WHAT THE TASK REQUIRES >>
From the listing below, copy every line with the word "that".

STORED DATA >>
┌──

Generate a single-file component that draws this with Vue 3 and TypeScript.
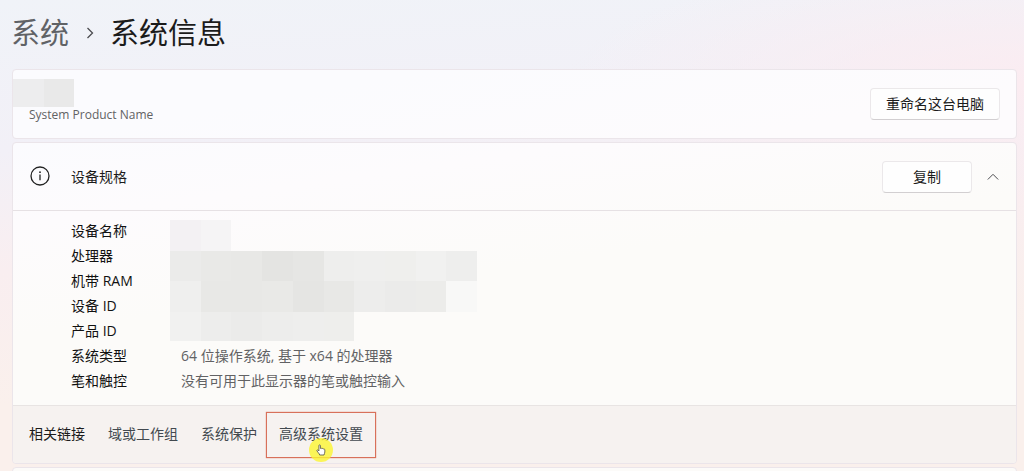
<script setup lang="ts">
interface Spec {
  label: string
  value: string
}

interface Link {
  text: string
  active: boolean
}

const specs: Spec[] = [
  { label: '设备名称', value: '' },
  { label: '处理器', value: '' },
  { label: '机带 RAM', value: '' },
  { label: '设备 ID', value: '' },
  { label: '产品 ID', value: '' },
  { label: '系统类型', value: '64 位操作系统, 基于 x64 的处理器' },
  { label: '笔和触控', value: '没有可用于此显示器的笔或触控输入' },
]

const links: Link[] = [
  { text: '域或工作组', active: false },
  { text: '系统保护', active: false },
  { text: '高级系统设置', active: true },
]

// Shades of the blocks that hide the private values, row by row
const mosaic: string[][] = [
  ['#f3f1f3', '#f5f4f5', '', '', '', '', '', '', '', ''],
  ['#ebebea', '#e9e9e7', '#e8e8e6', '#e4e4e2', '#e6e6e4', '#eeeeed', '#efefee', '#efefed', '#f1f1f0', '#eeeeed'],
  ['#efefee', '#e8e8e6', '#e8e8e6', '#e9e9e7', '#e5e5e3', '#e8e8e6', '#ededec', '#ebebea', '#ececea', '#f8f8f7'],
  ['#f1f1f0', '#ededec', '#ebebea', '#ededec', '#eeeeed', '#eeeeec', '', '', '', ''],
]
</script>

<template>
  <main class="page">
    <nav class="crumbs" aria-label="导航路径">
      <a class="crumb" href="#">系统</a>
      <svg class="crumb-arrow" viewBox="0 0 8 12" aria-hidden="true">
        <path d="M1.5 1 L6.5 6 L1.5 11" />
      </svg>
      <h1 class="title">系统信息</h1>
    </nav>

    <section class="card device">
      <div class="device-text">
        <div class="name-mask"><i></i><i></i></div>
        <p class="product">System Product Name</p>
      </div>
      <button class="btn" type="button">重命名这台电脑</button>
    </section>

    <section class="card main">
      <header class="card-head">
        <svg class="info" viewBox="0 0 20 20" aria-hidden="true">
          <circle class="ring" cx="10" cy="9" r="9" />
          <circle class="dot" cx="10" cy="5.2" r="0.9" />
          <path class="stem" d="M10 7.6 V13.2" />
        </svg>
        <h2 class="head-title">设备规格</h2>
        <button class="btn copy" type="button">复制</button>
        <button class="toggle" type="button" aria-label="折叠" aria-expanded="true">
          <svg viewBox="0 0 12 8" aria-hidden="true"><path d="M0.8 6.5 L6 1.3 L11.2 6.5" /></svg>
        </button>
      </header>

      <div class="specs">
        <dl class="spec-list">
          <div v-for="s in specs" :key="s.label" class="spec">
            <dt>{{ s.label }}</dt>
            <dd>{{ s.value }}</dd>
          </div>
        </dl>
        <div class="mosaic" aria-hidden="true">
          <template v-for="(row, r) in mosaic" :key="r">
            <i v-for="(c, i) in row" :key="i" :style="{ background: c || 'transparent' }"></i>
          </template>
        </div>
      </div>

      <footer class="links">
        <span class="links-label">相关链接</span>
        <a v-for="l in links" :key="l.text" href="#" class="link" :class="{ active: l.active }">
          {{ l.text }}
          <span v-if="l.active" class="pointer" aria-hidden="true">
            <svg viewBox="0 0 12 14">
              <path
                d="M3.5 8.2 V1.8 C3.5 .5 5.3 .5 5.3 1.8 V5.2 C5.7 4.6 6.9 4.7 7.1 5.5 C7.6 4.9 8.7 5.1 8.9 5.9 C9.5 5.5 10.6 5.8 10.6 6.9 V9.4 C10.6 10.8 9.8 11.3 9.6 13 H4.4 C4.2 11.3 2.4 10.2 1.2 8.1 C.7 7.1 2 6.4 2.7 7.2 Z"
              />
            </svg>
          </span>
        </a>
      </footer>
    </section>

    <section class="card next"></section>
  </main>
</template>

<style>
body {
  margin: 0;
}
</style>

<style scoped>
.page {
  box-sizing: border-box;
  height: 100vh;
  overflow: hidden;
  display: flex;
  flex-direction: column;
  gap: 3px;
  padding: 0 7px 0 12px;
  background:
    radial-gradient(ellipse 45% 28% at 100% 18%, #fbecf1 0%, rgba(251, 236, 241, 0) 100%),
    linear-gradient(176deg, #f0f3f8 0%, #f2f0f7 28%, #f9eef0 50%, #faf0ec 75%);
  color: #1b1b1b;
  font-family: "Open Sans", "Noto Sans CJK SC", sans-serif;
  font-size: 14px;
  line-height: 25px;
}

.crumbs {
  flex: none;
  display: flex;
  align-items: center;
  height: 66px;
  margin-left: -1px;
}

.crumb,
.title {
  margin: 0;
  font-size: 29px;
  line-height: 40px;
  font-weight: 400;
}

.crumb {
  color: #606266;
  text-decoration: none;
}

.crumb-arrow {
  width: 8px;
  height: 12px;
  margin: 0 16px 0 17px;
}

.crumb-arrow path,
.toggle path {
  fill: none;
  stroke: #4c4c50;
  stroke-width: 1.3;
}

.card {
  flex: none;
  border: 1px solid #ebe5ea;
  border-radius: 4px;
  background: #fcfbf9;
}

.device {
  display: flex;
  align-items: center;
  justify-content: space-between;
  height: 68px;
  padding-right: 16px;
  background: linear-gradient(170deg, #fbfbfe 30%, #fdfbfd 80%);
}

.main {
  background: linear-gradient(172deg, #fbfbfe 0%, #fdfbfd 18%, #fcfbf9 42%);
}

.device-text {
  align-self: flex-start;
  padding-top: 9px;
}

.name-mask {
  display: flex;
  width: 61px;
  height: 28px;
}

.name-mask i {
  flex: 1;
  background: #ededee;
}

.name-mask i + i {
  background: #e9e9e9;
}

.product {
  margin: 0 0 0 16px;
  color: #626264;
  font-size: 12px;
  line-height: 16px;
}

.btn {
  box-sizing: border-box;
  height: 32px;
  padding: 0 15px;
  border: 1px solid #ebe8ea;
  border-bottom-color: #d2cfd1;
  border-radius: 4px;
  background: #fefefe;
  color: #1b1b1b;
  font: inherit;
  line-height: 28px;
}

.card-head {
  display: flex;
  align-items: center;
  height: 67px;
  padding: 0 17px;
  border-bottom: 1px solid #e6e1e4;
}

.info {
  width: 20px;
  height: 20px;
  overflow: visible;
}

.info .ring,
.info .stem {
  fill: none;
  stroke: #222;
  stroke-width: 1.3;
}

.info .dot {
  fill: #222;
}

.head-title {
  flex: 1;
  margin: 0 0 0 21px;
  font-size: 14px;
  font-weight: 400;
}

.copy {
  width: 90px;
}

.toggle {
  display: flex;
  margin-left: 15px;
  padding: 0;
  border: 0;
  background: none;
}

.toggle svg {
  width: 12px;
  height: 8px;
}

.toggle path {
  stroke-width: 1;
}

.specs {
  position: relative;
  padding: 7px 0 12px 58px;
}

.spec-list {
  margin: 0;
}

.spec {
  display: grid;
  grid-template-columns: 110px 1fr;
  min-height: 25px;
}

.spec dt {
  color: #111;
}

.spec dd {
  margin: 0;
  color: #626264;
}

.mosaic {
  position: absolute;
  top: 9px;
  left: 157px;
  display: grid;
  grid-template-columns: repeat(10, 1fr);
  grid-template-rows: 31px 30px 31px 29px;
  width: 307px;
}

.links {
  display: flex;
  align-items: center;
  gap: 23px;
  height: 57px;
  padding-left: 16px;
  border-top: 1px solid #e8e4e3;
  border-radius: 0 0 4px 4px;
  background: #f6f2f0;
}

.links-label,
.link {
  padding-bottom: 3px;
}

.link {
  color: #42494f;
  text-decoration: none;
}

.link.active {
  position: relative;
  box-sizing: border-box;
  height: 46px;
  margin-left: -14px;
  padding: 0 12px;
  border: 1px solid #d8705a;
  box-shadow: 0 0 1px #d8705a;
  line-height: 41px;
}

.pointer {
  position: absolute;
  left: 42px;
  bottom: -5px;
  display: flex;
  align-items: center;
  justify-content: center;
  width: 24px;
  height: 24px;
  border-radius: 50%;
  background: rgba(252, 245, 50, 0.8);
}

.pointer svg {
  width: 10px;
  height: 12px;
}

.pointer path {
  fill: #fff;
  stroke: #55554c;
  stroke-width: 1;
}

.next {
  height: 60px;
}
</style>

└──

RESULT FOR THIS TASK >>
Generate a single-file component that draws this with Vue 3 and TypeScript.
// Shades of the blocks that hide the private values, row by row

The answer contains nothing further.